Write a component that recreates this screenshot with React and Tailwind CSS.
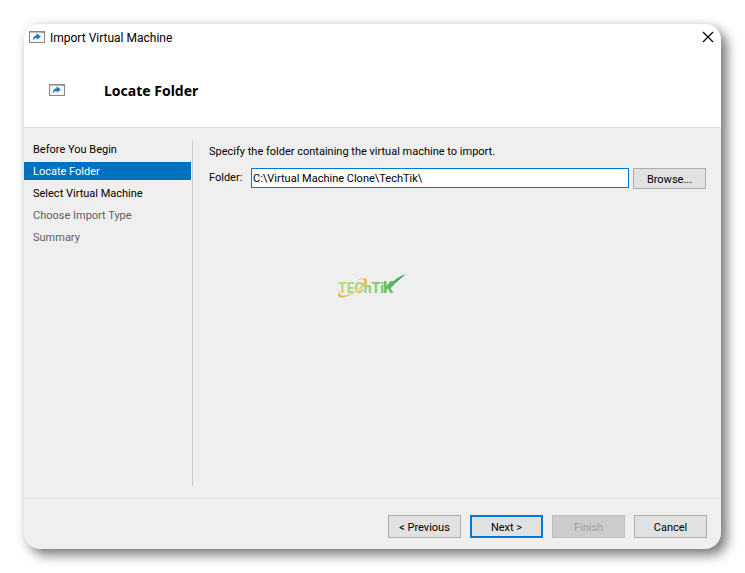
import { useState } from 'react';

const steps = [
  { name: 'Before You Begin', status: 'open' },
  { name: 'Locate Folder', status: 'current' },
  { name: 'Select Virtual Machine', status: 'open' },
  { name: 'Choose Import Type', status: 'locked' },
  { name: 'Summary', status: 'locked' },
];

const stepStyles = {
  open: 'text-black',
  current: 'bg-[#0072bd] text-white',
  locked: 'text-[#606060]',
};

const buttonStyles = {
  normal: 'border border-[#adadad] bg-[#e1e1e1] text-black',
  primary: 'border-2 border-[#0078d7] bg-[#e1e1e1] text-black',
  disabled: 'border border-[#bfbfbf] bg-[#cccccc] text-[#a0a0a0]',
};

const ImportIcon = () => (
  <svg width="16" height="12" viewBox="0 0 16 12" aria-hidden="true">
    <rect x="0.5" y="0.5" width="15" height="11" fill="#f6f6f6" stroke="#86888a" />
    <path d="M0 0.7H16" stroke="#86888a" strokeWidth="1.4" />
    <path d="M12 1.5H13M14 1.5H15" stroke="#86888a" />
    <path
      d="M7.6 2.2L11.8 5.5L7.9 8.8V7.1C6.2 7.1 5.2 7.8 4 9.6C3.8 6.6 5 4.6 7.6 4.3Z"
      fill="#2478bf"
    />
  </svg>
);

const CloseIcon = () => (
  <svg width="12" height="12" viewBox="0 0 12 12" aria-hidden="true">
    <path d="M1 1L11 11M11 1L1 11" stroke="#000" strokeWidth="1.2" />
  </svg>
);

const Logo = () => (
  <svg width="70" height="26" viewBox="0 0 70 26" role="img" aria-label="TechTik">
    <defs>
      <linearGradient id="leaf" x1="0" x2="1">
        <stop offset="0" stopColor="#b8d98a" />
        <stop offset="0.5" stopColor="#a3d376" />
        <stop offset="1" stopColor="#72c163" />
      </linearGradient>
      <linearGradient id="check" x1="0" x2="1">
        <stop offset="0" stopColor="#6cc064" />
        <stop offset="1" stopColor="#2e9a50" />
      </linearGradient>
      <linearGradient id="gold" x1="0" y1="1" x2="1" y2="0">
        <stop offset="0" stopColor="#dfae1c" />
        <stop offset="0.5" stopColor="#f3e08a" />
        <stop offset="1" stopColor="#e6b422" />
      </linearGradient>
    </defs>
    <text
      x="1"
      y="20"
      fill="url(#leaf)"
      className="font-['Roboto',sans-serif] text-[14px] font-bold"
    >
      TEChTi
    </text>
    <text
      x="46"
      y="20"
      fill="#5dba61"
      className="font-['Roboto',sans-serif] text-[16px] font-bold"
    >
      K
    </text>
    <path d="M49 15C54 9 61 4 69 1C64 5 58 10 54 15L51 16Z" fill="url(#check)" />
    <path
      d="M5 17C-1 21 0 26 8 24C17 22 30 13 30 8C30 4 24 5 19 8C24 6 28 5 27 9C25 14 14 22 7 22.5C2 23 2 20 5 17Z"
      fill="url(#gold)"
    />
  </svg>
);

const Button = ({ variant = 'normal', className = 'h-[23px]', children }) => (
  <button
    type="button"
    disabled={variant === 'disabled'}
    className={`w-[73px] shrink-0 flex items-center justify-center whitespace-nowrap pt-0.5 ${buttonStyles[variant]} ${className}`}
  >
    {children}
  </button>
);

const App = () => {
  const [folder, setFolder] = useState('C:\\Virtual Machine Clone\\TechTik\\');

  return (
    <div className="min-h-screen bg-white p-6 flex font-['Roboto',sans-serif] text-[11px] leading-4 text-black">
      <div
        role="dialog"
        aria-labelledby="title"
        className="flex-1 min-w-0 flex flex-col overflow-hidden rounded-2xl bg-[#efefef] shadow-[6px_6px_12px_rgba(0,0,0,0.5),0_0_12px_rgba(0,0,0,0.08)]"
      >
        <header className="bg-white border-b border-[#dcdcdc] pb-[25px]">
          <div className="flex items-center gap-[5px] pl-[5px] pr-[7px] pt-0.5">
            <ImportIcon />
            <h1 id="title" className="flex-1 pt-0.5 text-xs leading-5">
              Import Virtual Machine
            </h1>
            <button type="button" aria-label="Close">
              <CloseIcon />
            </button>
          </div>
          <div className="flex items-center gap-[39px] pl-[25px] pt-[30px]">
            <ImportIcon />
            <h2 className="pt-0.5 font-['Noto_Sans',sans-serif] text-sm leading-[22px] font-bold">
              Locate Folder
            </h2>
          </div>
        </header>

        <div className="flex-1 flex py-3">
          <nav className="w-[169px] shrink-0 border-r border-[#cacaca] pr-px">
            <ul className="flex flex-col gap-1">
              {steps.map((step) => (
                <li
                  key={step.name}
                  aria-current={step.status === 'current' ? 'step' : undefined}
                  className={`pl-[9px] pt-0.5 ${stepStyles[step.status]}`}
                >
                  {step.name}
                </li>
              ))}
            </ul>
          </nav>

          <main className="flex-1 min-w-0 pl-4 pr-[15px] pt-1">
            <p>Specify the folder containing the virtual machine to import.</p>
            <div className="mt-2 flex items-start">
              <label htmlFor="folder" className="w-[42px] shrink-0 pt-0.5">
                Folder:
              </label>
              <input
                type="text"
                id="folder"
                name="folder"
                autoComplete="off"
                value={folder}
                onChange={(e) => setFolder(e.target.value)}
                className="h-5 min-w-0 flex-1 border border-[#0078d7] bg-white px-px outline-0"
              />
              <Button className="ml-1 h-[21px]">Browse...</Button>
            </div>
            <div className="mt-[84px] pl-32">
              <Logo />
            </div>
          </main>
        </div>

        <footer className="border-t border-[#dcdcdc] flex justify-end gap-[9px] pt-4 pb-[11px] pr-3.5">
          <Button>&lt; Previous</Button>
          <Button variant="primary">Next &gt;</Button>
          <Button variant="disabled">Finish</Button>
          <Button>Cancel</Button>
        </footer>
      </div>
    </div>
  );
};

export default App;
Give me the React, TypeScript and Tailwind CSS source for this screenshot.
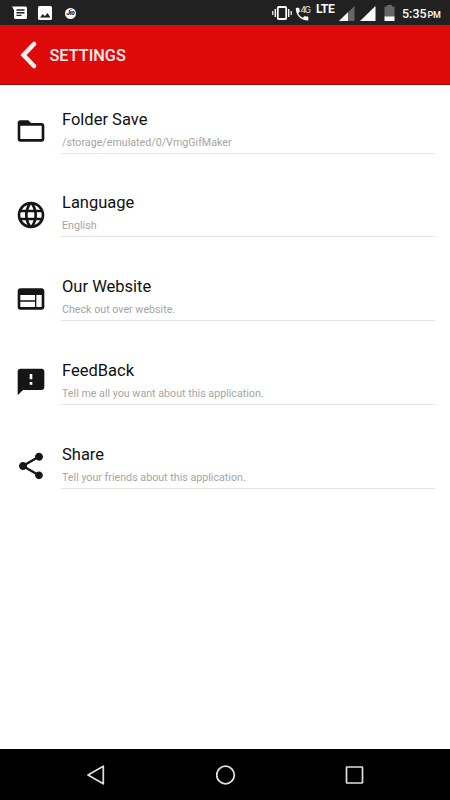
import type { IconType } from "react-icons";
import { MdFeedback, MdFolderOpen, MdLanguage, MdShare, MdWeb } from "react-icons/md";

type SettingsItem = {
  title: string;
  description: string;
  icon: IconType;
};

const items: SettingsItem[] = [
  { title: "Folder Save", description: "/storage/emulated/0/VmgGifMaker", icon: MdFolderOpen },
  { title: "Language", description: "English", icon: MdLanguage },
  { title: "Our Website", description: "Check out over website.", icon: MdWeb },
  { title: "FeedBack", description: "Tell me all you want about this application.", icon: MdFeedback },
  { title: "Share", description: "Tell your friends about this application.", icon: MdShare },
];

function StatusBar() {
  return (
    <div className="flex h-[25px] items-start justify-between bg-[#212121] pl-3 pr-[9px] text-white">
      <div className="flex h-full items-center pt-px">
        <svg width="16" height="14" viewBox="0 0 16 14">
          <path d="M0 .5h13.500a1.500 1.500 0 0 1 1.500 1.500v9.500a1.500 1.500 0 0 1-1.500 1.500h-10A1.500 1.500 0 0 1 2 11.500V4z" fill="currentColor" />
          <path d="M4.500 4h8M4.500 6.700h8M4.500 9.400h5" stroke="#212121" strokeWidth="1.400" />
        </svg>
        <svg className="ml-2.5" width="14" height="14" viewBox="0 0 14 14">
          <rect width="14" height="14" rx="1.500" fill="currentColor" />
          <path d="M2 11.500l2.800-3.500 2 2.200L9.500 7 12.500 11.500z" fill="#212121" />
        </svg>
        <div className="ml-[13px] flex h-[11px] w-[11px] items-center justify-center rounded-full bg-white text-[6.500px] font-black italic leading-none tracking-tighter text-[#212121]">
          Jio
        </div>
      </div>

      <div className="flex items-start">
        <svg className="mt-1.5" width="20" height="14" viewBox="0 0 20 14" fill="none" stroke="currentColor">
          <rect x="5.800" y="1" width="8.400" height="12" rx="1" strokeWidth="1.800" />
          <path d="M3.300 3v8M16.700 3v8" strokeWidth="1.400" />
          <path d="M.8 5v4M19.200 5v4" strokeWidth="1.200" />
        </svg>
        <svg className="ml-[3px] mt-[5px]" width="17" height="17" viewBox="0 0 17 17">
          <path
            d="M.8 3.500C.8 3 1.200 2.700 1.600 2.700h2c.5 0 .8.300.8.800 0 .9.200 1.700.4 2.500.1.300 0 .6-.2.800L3.200 8.200c1 2 2.600 3.600 4.600 4.600l1.400-1.400c.2-.2.500-.3.800-.2.800.3 1.700.4 2.600.4.500 0 .8.400.8.800v2.200c0 .5-.4.900-.8.900C6.100 15.500.8 10.200.8 3.500z"
            fill="currentColor"
          />
          <text x="5.600" y="7.500" fontSize="9.500" fontFamily="Roboto, sans-serif" fill="#e0e0e0" textLength="10.500">
            4G
          </text>
        </svg>
        <span className="ml-1 mt-[3px] w-[19px] text-[12px] font-bold leading-[13px] tracking-[-0.3px]">LTE</span>
        <svg className="ml-[4px] mt-[6px]" width="16" height="15" viewBox="0 0 16 15">
          <path d="M15.500 0v15H0z" fill="#666666" />
          <path d="M9 6.300V15H0z" fill="currentColor" />
        </svg>
        <svg className="ml-[5px] mt-[6px]" width="16" height="15" viewBox="0 0 16 15">
          <path d="M15.500 0v15H0z" fill="currentColor" />
        </svg>
        <svg className="ml-2 mt-[5px]" width="11" height="16" viewBox="0 0 11 16">
          <path d="M3 0h5v1.500h2.500V12H.5V1.500H3z" fill="#666666" />
          <path d="M.5 11.500h10V16H.5z" fill="currentColor" />
        </svg>
        <div className="ml-[7px] mt-[7px] flex w-[39px] items-baseline whitespace-nowrap font-medium leading-[14px]">
          <span className="text-[12.500px]">5:35</span>
          <span className="ml-px text-[9px] tracking-[-0.3px]">PM</span>
        </div>
      </div>
    </div>
  );
}

function Header() {
  return (
    <header className="flex h-[60px] items-center border-b border-[#a00808] bg-[#de0909] pl-5 text-[#ffeeee]">
      <svg width="17" height="28" viewBox="0 0 17 28" fill="none" stroke="currentColor" strokeWidth="4.500">
        <path d="M14 3L3.500 14 14 25" strokeLinecap="round" />
      </svg>
      <h1 className="ml-[12.500px] mt-[2px] text-[16.300px] font-medium leading-5">SETTINGS</h1>
    </header>
  );
}

function SettingsRow({ title, description, icon: Icon }: SettingsItem) {
  return (
    <li className="flex h-[83.750px] items-start pl-[15px] pr-[15px]">
      <Icon className="mt-[30px] h-8 w-8 shrink-0 text-[#151515]" />
      <div className="ml-[14px] flex h-[68.700px] flex-1 flex-col border-b border-[#e6e6e6] pl-px">
        <h2 className="mt-[24.700px] text-[16.500px] leading-5 text-[#111111]">{title}</h2>
        <p className="mt-[6px] text-[10.700px] leading-[14px] text-[#a5a5a5]">{description}</p>
      </div>
    </li>
  );
}

function NavigationBar() {
  return (
    <nav className="flex h-[51px] items-center justify-between bg-black pl-[86px] pr-[85px] text-[#e0e0e0]">
      <svg width="20" height="20" viewBox="0 0 20 20" fill="none" stroke="currentColor" strokeWidth="1.700">
        <path d="M17.300 1.200v17.600L2 10z" strokeLinejoin="round" />
      </svg>
      <svg width="20" height="20" viewBox="0 0 20 20" fill="none" stroke="currentColor" strokeWidth="1.800">
        <circle cx="9.500" cy="10" r="8.800" />
      </svg>
      <svg width="20" height="20" viewBox="0 0 20 20" fill="none" stroke="currentColor" strokeWidth="1.700">
        <rect x="1.500" y="2" width="16" height="16" rx=".5" />
      </svg>
    </nav>
  );
}

export default function App() {
  return (
    <div className="flex h-[800px] w-[450px] flex-col overflow-hidden bg-white font-['Roboto',sans-serif]">
      <StatusBar />
      <Header />
      <ul className="flex-1">
        {items.map((item) => (
          <SettingsRow key={item.title} {...item} />
        ))}
      </ul>
      <NavigationBar />
    </div>
  );
}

· · · · · · ·

For each line of the listing that holds the word "Tailwind", show that line.

Write a component that recreates this screenshot with React and Tailwind CSS.
Give me the React, TypeScript and Tailwind CSS source for this screenshot.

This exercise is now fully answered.